„Der gute Mensch von Sezuan“ von Bertolt Brecht, DDR-Erstaufführung am Volkstheater Rostock, Regie Benno Besson

 

 

Der Engel der Vorstädte

 

 

 

Mit der DDR-Erstaufführung des Parabelstückes „Der gute Mensch von Sezuan" von Bertolt Brecht hat sich das Volkstheater Rostock in die erste Reihe der Theater unserer Republik gespielt. Noch wichtiger ist: Brechts episches Theater, das Theater der nackten Erkenntnis, hat bei einem Publikum gesiegt, das zum ersten Male die desillusionierende Theaterkunst Brechts erleben konnte; erleben freilich nicht im althergebrachten Sinne, sondern eben im Sinne des bewußten, des betrachtenden Erlebens.

 

Einfach ist Brechts Parabel.

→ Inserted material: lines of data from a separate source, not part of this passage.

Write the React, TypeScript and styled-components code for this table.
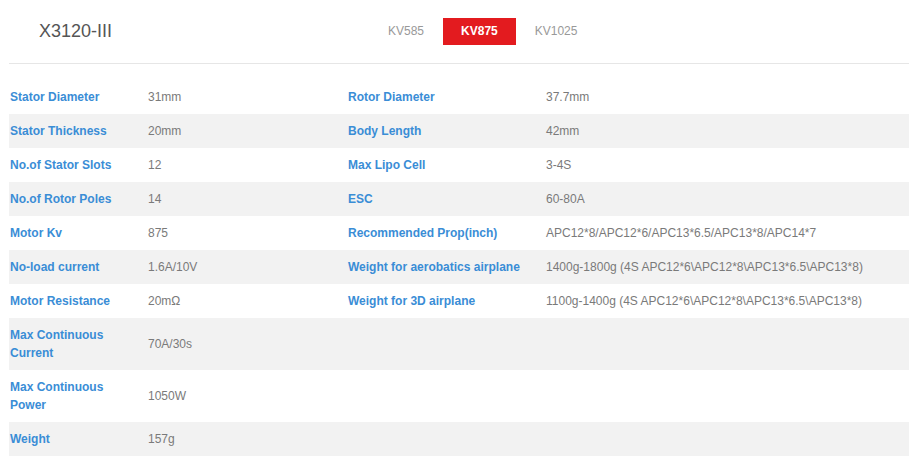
import React from "react";
import styled, { createGlobalStyle } from "styled-components";

const Global = createGlobalStyle`
  html, body { margin: 0; padding: 0; background: #fff; }
  body { font-family: "Liberation Sans", Arial, sans-serif; }
`;

const Page = styled.div`
  width: 900px;
  padding: 0 5px 0 9px;
  font-family: "Liberation Sans", Arial, sans-serif;
`;

const Header = styled.div`
  display: flex;
  align-items: center;
  height: 63px;
  border-bottom: 1px solid #e6e6e6;
`;

const Title = styled.div`
  width: 331px;
  padding-left: 30px;
  font-size: 18px;
  color: #555;
  line-height: 24px;
  margin-top: -2px;
`;

const Tabs = styled.div`
  display: flex;
  gap: 1px;
`;

const Tab = styled.div<{ $active?: boolean }>`
  height: 27px;
  line-height: 27px;
  padding: 0 18px;
  font-size: 12px;
  color: ${(p) => (p.$active ? "#fff" : "#999")};
  background: ${(p) => (p.$active ? "#e31b1f" : "transparent")};
  font-weight: ${(p) => (p.$active ? "bold" : "normal")};
`;

const Table = styled.table`
  margin-top: 16px;
  width: 900px;
  border-collapse: collapse;
  table-layout: fixed;
`;

const Row = styled.tr<{ $striped: boolean }>`
  background: ${(p) => (p.$striped ? "#f2f2f2" : "#fff")};
`;

const Label = styled.td`
  padding: 8px 10px 8px 1px;
  font-size: 12px;
  line-height: 18px;
  font-weight: bold;
  color: #3a8dd6;
  vertical-align: middle;
`;

const Value = styled.td`
  padding: 8px 0 8px 2px;
  font-size: 12px;
  line-height: 18px;
  color: #7a7a7a;
  vertical-align: middle;
`;

const rows: [string, string, string, string][] = [
  ["Stator Diameter", "31mm", "Rotor Diameter", "37.7mm"],
  ["Stator Thickness", "20mm", "Body Length", "42mm"],
  ["No.of Stator Slots", "12", "Max Lipo Cell", "3-4S"],
  ["No.of Rotor Poles", "14", "ESC", "60-80A"],
  ["Motor Kv", "875", "Recommended Prop(inch)", "APC12*8/APC12*6/APC13*6.5/APC13*8/APC14*7"],
  ["No-load current", "1.6A/10V", "Weight for aerobatics airplane", "1400g-1800g (4S APC12*6\\APC12*8\\APC13*6.5\\APC13*8)"],
  ["Motor Resistance", "20mΩ", "Weight for 3D airplane", "1100g-1400g (4S APC12*6\\APC12*8\\APC13*6.5\\APC13*8)"],
  ["Max Continuous Current", "70A/30s", "", ""],
  ["Max Continuous Power", "1050W", "", ""],
  ["Weight", "157g", "", ""],
];

export default function App() {
  return (
    <>
      <Global />
      <Page>
        <Header>
          <Title>X3120-III</Title>
          <Tabs>
            <Tab>KV585</Tab>
            <Tab $active>KV875</Tab>
            <Tab>KV1025</Tab>
          </Tabs>
        </Header>
        <Table>
          <colgroup>
            <col style={{ width: 137 }} />
            <col style={{ width: 201 }} />
            <col style={{ width: 197 }} />
            <col />
          </colgroup>
          <tbody>
            {rows.map((r, i) => (
              <Row key={i} $striped={i % 2 === 1}>
                <Label>{r[0]}</Label>
                <Value>{r[1]}</Value>
                <Label>{r[2]}</Label>
                <Value>{r[3]}</Value>
              </Row>
            ))}
          </tbody>
        </Table>
      </Page>
    </>
  );
}
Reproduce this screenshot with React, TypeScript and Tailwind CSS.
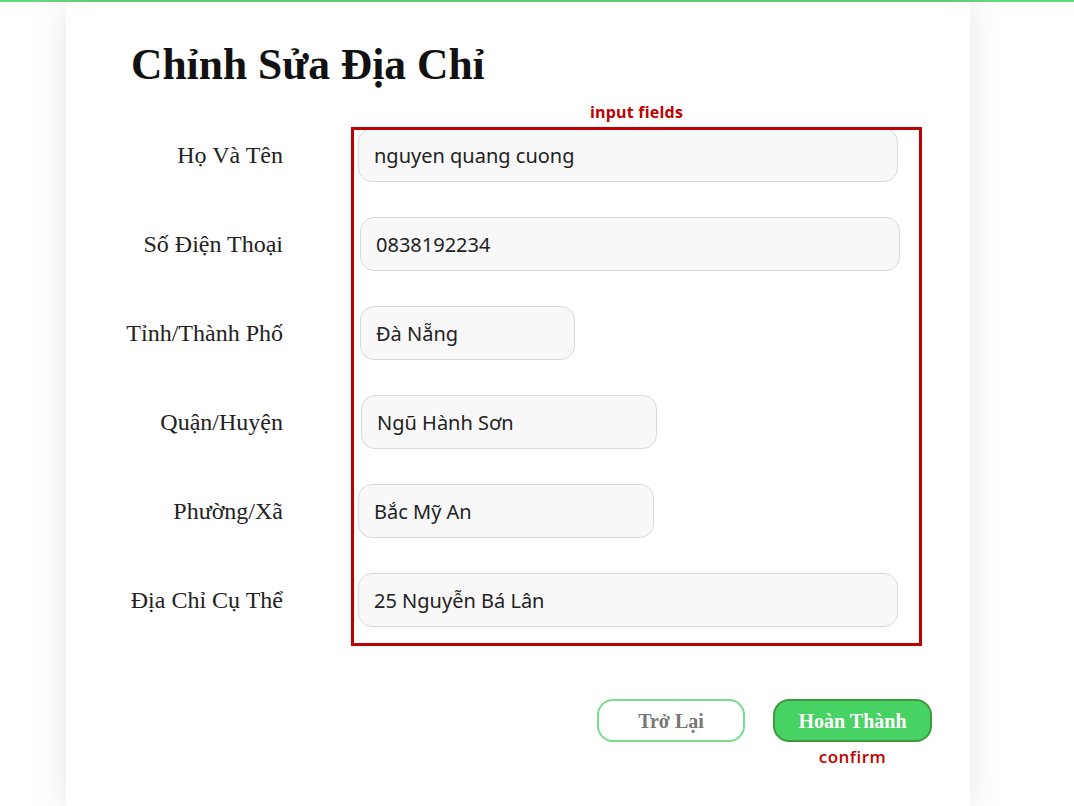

Shen Te, ein armes Menschenkind in der Provinz Sezuan des vorrevolutionären Chinas, eine Prostituierte aus Not, beherbergt drei Götter, die auf die Erde gekommen sind, um gute Menschen zu suchen. Weil Shen Te ein guter Mensch ist, schenken ihr die Götter tausend Silberdollar. Für das Geld kauft sich Shen Te einen kleinen Tabakladen. Bald muß sie feststellen, daß man vom „Gut sein" in einer Ausbeutergesellschaft nicht leben kann, daß man vielmehr unter die Räder kommt. Shen Te jedoch will leben. Sie verkleidet sich als Vetter Shui Ta und läßt die armen Menschen für sich arbeiten. Doch die ausgebeutete Menge meint, Shui Ta habe Shen Te, den Engel der Vorstädte, ermordet, um sich deren Eigentum anzueignen. Man bringt Shui Ta vor Gericht, und dort enthüllt Shen Te die grausame Wahrheit: Der böse Shui Ta ist Shen Te, der gute Mensch von Sezuan! Shen Te ruft die Götter um Hilfe an, aber die ziehen sich in ihr Nichts zurück.

 

Brecht schließt in einem Epilog mit der Aufforderung ans Publikum, überall dort die Gesellschaftsordnung zu ändern, wo — wie einst in China — ein guter Mensch böse werden muß, um leben zu können.

 

Benno B e s s o n , der Gastregisseur vom Berliner Ensemble, hat in Käthe R e i c h e l, der „Grusche" der „Kreidekreis"-Inszenierung in Frankfurt (Main), eine überragende Darstellerin der Doppelrolle Shen Te/Shui Ta gefunden. Käthe Reichels Spiel als Shen Te ist von bestrickender Herzlichkeit, Natürlichkeit und Wärme und zugleich von einer hinreißenden schauspielerischen Intensität, gar nicht verfremdet im Sinne Brechts, sondern zutiefst durchlebt. Käthe Reichel ist eine überragende Sprecherin Brechtscher Verse, sie führte die Aufführung zum Sieg, und neben ihr zu bestehen, war für ihre Mitspieler nicht leicht. Erfreulich daher, daß das Ensemble trotz der ungewohnten Aufgabe mit ihr wuchs, so daß — abgesehen von einigen sprachlichen Mängeln — von einer geschlossenen Ensembleleistung gesprochen werden muß.